Friday, November 30, 2012

Couple random thoughts i want to keep in mind for the future:

1) social work vs business
2) School in California vs School in Indiana
3) Decorating has just as much to do with color and pattern as it does texture. Burlap and lace.

But what's really on my mind most of the day? It's a continuance of grace, piled at the end with a bit of hope.

I don't think anyone want's to be admit that another 'got over' them. Certainly no guy can admit that a girl they really liked simply moved on, and conversely, in the same pride, no girl likes to admit a male they respect and care fore now is careless towards them.

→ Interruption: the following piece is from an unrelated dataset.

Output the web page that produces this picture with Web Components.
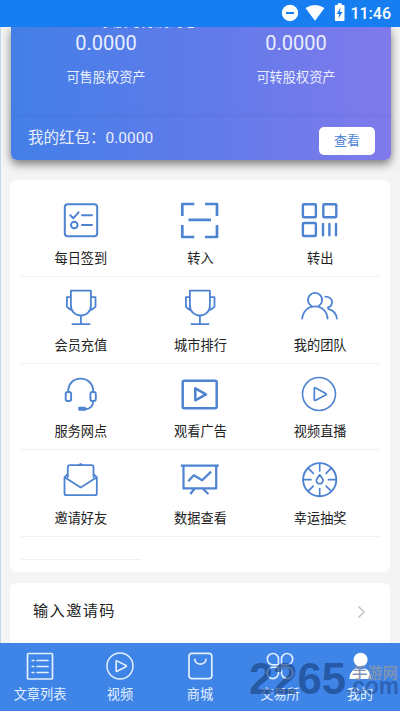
<!DOCTYPE html>
<html lang="zh-CN">
<head>
<meta charset="utf-8">
<title>我的</title>
<style>
html,body{margin:0;height:100%}
body{font-family:Roboto,"Noto Sans CJK SC",sans-serif;background:#f4f4f5;overflow:hidden}
</style>
</head>
<body>
<app-screen></app-screen>
<script>
const define = (name, html, setup) => customElements.define(name, class extends HTMLElement {
  connectedCallback() {
    if (this.shadowRoot) return;
    const t = document.createElement('template');
    t.innerHTML = html;
    const content = t.content.cloneNode(true);
    if (setup) setup(this, content);
    this.attachShadow({mode: 'open'}).append(content);
  }
});

const ICONS = {
  check: '<g stroke-width="2"><rect x="3.8" y="4.2" width="32.4" height="32" rx="3"/><path d="M9.3 15.2l3.1 3 5.2-5.8M21 15.2h10M21 25h10"/><circle cx="13.3" cy="25" r="3.3"/></g>',
  scan: '<path stroke-width="2.7" stroke-linecap="butt" d="M2.3 16V4h12M25 4h12v12M37 25v12H25M14.3 37h-12V25M8.5 19.9h22.5"/>',
  qr: '<g stroke-width="2.4"><rect x="2.9" y="4.3" width="13" height="13" rx="1"/><rect x="23.3" y="4.3" width="13" height="13" rx="1"/><rect x="2.9" y="23" width="13" height="13" rx="1"/><path d="M23 24v11.3M29.4 24v11.3M36 24v11.3"/></g>',
  cup: '<path stroke-width="1.8" d="M9.9 3.7h20v14.8c0 5.8-4.2 10-10 10s-10-4.2-10-10zM19.9 28.5v8.7M11.5 37.2h17M9.5 10.2H5.9v9.5l3.6 3M30.3 10.2h4.2v9.5l-4 3"/>',
  team: '<path stroke-width="1.8" d="M11.3 19.1A7.1 7.1 0 1 1 18.8 19.1M2.2 31.6c.6-7 5.8-12.2 12.7-12.2s12.3 5.2 12.7 12.2M25.3 9.7c4 0 6.7 2.4 6.7 5.6 0 2.6-1.6 4.5-4.2 5.3M28.3 21.8c5 1.3 8 5 8.6 9.8"/>',
  headset: '<g stroke-width="1.9"><path d="M7.3 18v-1.2c0-7.2 5.3-12.2 12.3-12.2s12.6 5 12.6 12.2V18M32.2 27c0 5-3.2 8.1-8 8.3"/><rect x="4.7" y="18" width="5.4" height="9" rx="2"/><rect x="29.4" y="18" width="5.4" height="9" rx="2"/></g><rect x="17.3" y="32.8" width="7.5" height="4" rx=".8" fill="currentColor" stroke="none"/>',
  ad: '<path stroke-width="2.5" d="M4.2 6.7h31a1.5 1.5 0 0 1 1.5 1.5v24.5a1.5 1.5 0 0 1-1.5 1.5h-31a1.5 1.5 0 0 1-1.5-1.5V8.2a1.5 1.5 0 0 1 1.5-1.5zM15.3 14.3v12l10.7-6z"/>',
  live: '<circle cx="19" cy="20" r="16.5" stroke-width="1.6"/><path stroke-width="1.7" d="M14.3 14.6v10.8q0 1.5 1.4.8l10-5.1q1.2-.9 0-1.7l-10-5.5q-1.4-.8-1.4.7z"/>',
  invite: '<g stroke-width="1.8"><path d="M6.8 17V7.2q0-2 2-2h21.7q2 0 2 2V17M17.8 5l1.9-1 1.9 1"/><path d="M6.5 14.5l-3 2.7v16.3q0 1.7 1.7 1.7h28.9q1.7 0 1.7-1.7V17.2l-3-2.7M3.5 17.2l16.2 10.2 16.1-10.2"/></g>',
  chart: '<path stroke-width="2.2" stroke-linecap="butt" d="M.8 5.7h38M3.5 5.7v22.7h32.7V5.7M8.2 21.3l5.6-6 8.4 5 8.9-8.7M14.3 29l-4 5M23.2 29l5.2 5"/>',
  wheel: '<circle cx="19.7" cy="19.7" r="16.6" stroke-width="1.9"/><path stroke-width="1.7" d="M19.7 4v7M19.7 28.5v7M4 19.7h7M28.5 19.7h7M8.7 8.7l4.6 4.6M30.7 8.7l-4.6 4.6M8.7 30.7l4.6-4.6M30.7 30.7l-4.6-4.6M19.7 14.8l-2.3 3.3a3.3 3.3 0 1 0 4.6 0z"/>',
  list: '<g stroke-width="1.7"><rect x="7.5" y="7.5" width="25" height="25.5" rx="1"/><path d="M12.3 14.5h1.5M17 14.5h11M12.3 20.5h1.5M17 20.5h11M12.3 26.5h1.5M17 26.5h11"/></g>',
  play: '<circle cx="20" cy="20" r="13" stroke-width="1.5"/><path stroke-width="1.6" d="M16.2 15.3v9.6q0 .8.8.4l9-4.6q.8-.6 0-1.2l-9-4.6q-.8-.4-.8.4z"/>',
  shop: '<path stroke-width="1.7" d="M12 7.3h16.8q3 0 3 3v19.5q0 2.8-3 2.8H12q-3 0-3-2.8V10.3q0-3 3-3zM14.8 13.3c.3 6.3 10.9 6.3 11.2 0"/>',
  clover: '<path stroke-width="1.6" d="M18.5 18.7h-5.8a5.6 5.6 0 1 1 5.8-5.6zM21.5 18.7h5.8a5.6 5.6 0 1 0-5.8-5.6zM18.5 21.2h-5.8a5.7 5.7 0 1 0 5.8 5.7zM21.5 21.2h5.8a5.7 5.7 0 1 1-5.8 5.7z"/>',
  me: '<g fill="currentColor" stroke="none"><circle cx="20.6" cy="13.7" r="7"/><path d="M9.3 33c.2-6.3 4.3-10.6 7.3-10.6q4 1.6 8 0c3 0 6.3 4.3 6.3 10.6z"/></g>'
};

define('ui-icon', `<style>:host{display:block;width:40px;height:40px;flex:none}svg{display:block;width:100%;height:100%;fill:none;stroke:currentColor;stroke-linecap:round;stroke-linejoin:round}</style><svg viewBox="0 0 40 40"></svg>`,
  (el, root) => { root.querySelector('svg').innerHTML = ICONS[el.getAttribute('name')]; });

define('status-bar', `<style>
:host{display:flex;height:26.5px;flex:none;align-items:center;justify-content:flex-end;background:#167ef0;color:#fff;box-sizing:border-box;padding-right:9px;position:relative;z-index:1}
svg{display:block;width:64px;height:22px}span{font-size:16px;line-height:26px;font-weight:500;padding:2px 0 0 5.5px}
</style><svg viewBox="0 0 64 22"><g fill="currentColor"><circle cx="9" cy="11" r="8.2"/><path d="M24.5 6q9.5-6 19 0L34 18.7z"/><path d="M54.7 3h2V1.2h4V3h2q.8 0 .8.8v14.4q0 .8-.8.8h-8q-.8 0-.8-.8V3.8q0-.8.8-.8z"/></g><path d="M5 11h8" stroke="#167ef0" stroke-width="2"/><path d="M59.7 5.5l-4 6.5h2.5l-.7 4.5 4-6.5H59z" fill="#167ef0"/></svg><span>11:46</span>`);

define('asset-value', `<style>
:host{display:block;width:190px;text-align:center;color:#e9eefd}
b{display:block;font-weight:400;font-size:20px;line-height:26px}p{margin:11.5px 0 0;font-size:13.2px;line-height:20px}
</style><b><slot></slot></b><p><slot name="label"></slot></p>`);

define('asset-card', `<style>
:host{display:block;height:133.5px;flex:none;margin:0 9px 0 11px;background:linear-gradient(90deg,#437fe7,#607bea 50%,#807aeb);border-radius:0 0 6px 6px;box-shadow:0 4px 10px rgba(0,0,0,.5);color:#e9eefd}
.cut{height:3.5px;display:flex;justify-content:center;align-items:flex-end;font-size:14px;line-height:18px;padding-right:105px}
.vals{display:flex;height:85.5px}
.foot{display:flex;height:44.5px;box-sizing:border-box;align-items:center;justify-content:space-between;padding:0 16px 0 17px;border-top:1px solid rgba(60,80,190,.12);box-shadow:0 -2px 4px rgba(50,70,170,.05)}
.foot span{font-size:15.5px;padding-bottom:4px}
button{width:56px;height:28px;margin-top:5px;border:0;padding:0;border-radius:5px;background:#fff;color:#4d83d6;font:13px/28px Roboto,"Noto Sans CJK SC",sans-serif}
</style><div class="cut">求股与分润的总</div><div class="vals"><asset-value>0.0000<span slot="label">可售股权资产</span></asset-value><asset-value>0.0000<span slot="label">可转股权资产</span></asset-value></div><div class="foot"><span>我的红包：0.0000</span><button>查看</button></div>`);

define('menu-item', `<style>
:host{display:flex;flex-direction:column;align-items:center;height:86.75px;box-sizing:border-box;padding-top:10px;border-bottom:1px solid #f1f1f1;font-size:13.2px;color:#222}
ui-icon{color:#4e83d2}span{line-height:20px;margin-top:8.8px;white-space:nowrap}
:host([blank]){height:23px}
</style><ui-icon></ui-icon><span><slot></slot></span>`, (el, root) => {
  if (el.hasAttribute('blank')) { root.querySelector('ui-icon').remove(); return; }
  root.querySelector('ui-icon').setAttribute('name', el.getAttribute('icon'));
});

define('menu-grid', `<style>
:host{display:grid;grid-template-columns:repeat(3,1fr);align-content:start;height:392px;flex:none;box-sizing:border-box;padding:10px 10px 0 11px;margin:20px 10px 0;background:#fff;border-radius:6px}
</style><slot></slot>`);

define('invite-row', `<style>
:host{display:flex;height:59.5px;flex:none;box-sizing:border-box;justify-content:space-between;align-items:center;margin:11px 10px 0;padding:0 24px 7px 23px;background:#fff;border-radius:6px 6px 0 0;font-size:15.2px;letter-spacing:1.4px;color:#222}
svg{width:9px;height:14px;margin-top:5px;fill:none;stroke:#c4c4c4;stroke-width:1.6}
</style><slot></slot><svg viewBox="0 0 9 14"><path d="M1.5 1.5L7 7l-5.5 5.5"/></svg>`);

define('tab-item', `<style>
:host{display:flex;flex-direction:column;align-items:center;width:80px;padding-top:3.5px;font-size:13.2px;color:#e3f0ff}
:host([active]) ui-icon{color:#fff}
span{line-height:20px;margin-top:-1px}
</style><ui-icon></ui-icon><span><slot></slot></span>`, (el, root) => root.querySelector('ui-icon').setAttribute('name', el.getAttribute('icon')));

define('tab-bar', `<style>
:host{display:flex;flex:1;background:#3f84e7;position:relative}
svg{position:absolute;left:245px;top:15px;width:155px;height:45px;pointer-events:none}
</style><slot></slot>
<svg viewBox="0 0 155 45"><g font-family="Liberation Sans,sans-serif" font-weight="bold" fill="#194384"><text x="4" y="36" font-size="45" fill-opacity=".66" textLength="97" lengthAdjust="spacingAndGlyphs">2265</text><text x="101" y="36" font-size="23" fill-opacity=".5" textLength="53" lengthAdjust="spacingAndGlyphs">.com</text></g><text x="107" y="19.5" font-family="Noto Sans CJK SC,sans-serif" font-weight="500" font-size="15.3" fill="#8494b0">手游网</text></svg>`);

define('app-screen', `<style>
:host{display:flex;flex-direction:column;height:711px;width:400px;box-sizing:border-box;background:linear-gradient(90deg,#c4d8e7 1px,#f4f4f5 1.5px)}
</style>
<status-bar></status-bar><asset-card></asset-card>
<menu-grid>
<menu-item icon="check">每日签到</menu-item><menu-item icon="scan">转入</menu-item><menu-item icon="qr">转出</menu-item>
<menu-item icon="cup">会员充值</menu-item><menu-item icon="cup">城市排行</menu-item><menu-item icon="team">我的团队</menu-item>
<menu-item icon="headset">服务网点</menu-item><menu-item icon="ad">观看广告</menu-item><menu-item icon="live">视频直播</menu-item>
<menu-item icon="invite">邀请好友</menu-item><menu-item icon="chart">数据查看</menu-item><menu-item icon="wheel">幸运抽奖</menu-item>
<menu-item blank></menu-item>
</menu-grid>
<invite-row>输入邀请码</invite-row>
<tab-bar><tab-item icon="list">文章列表</tab-item><tab-item icon="play">视频</tab-item><tab-item icon="shop">商城</tab-item><tab-item icon="clover">交易所</tab-item><tab-item icon="me" active>我的</tab-item></tab-bar>`);
</script>
</body>
</html>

Of all the human emotions i've ever felt, rejection has, without question, been the most brutal. Not rejection of an application or a job. Not even 'breaking up' with the person you most care about. Those rejections are difficult in the moment and fade in the light of circumstances and life.

I can't shake the frustration, the hurt, and the sadness that comes from my love being rejected. that sounds dramatic, even to myself as i formed the words. It's one thing to be rejected by something that you like, it's entirely different to rejected by someone you love. It's a strange phenomenon to me that I can feel alright, fine, even a bit optismistic in the motions of day and the carrying on into the next stages of life, and yet still feel...uncomfortable...

I can't define it. I'm not sure how to label it. I care, but the rejection and the length of time I cared makes me to tired to care anymore. I am in love with who he is, yet comfortable with the near certainty that he won't be coming back. It's just strange to feel over it, and yet think about it. To not have him in my life is comfortable. To know he rejected me on the basis that "it's not you, it's me" makes me uncomfortable in my skin.

It was simple, the owner of the company i work for has three daughters. All of the beautiful, and all of them in their later 20's before they got married. There is just something that puts me at peace knowing that what the Lord has for me is worth the wait.

And for this moment, i believe there is something waiting with all my heart.  He has good things stored up for those that trust Him.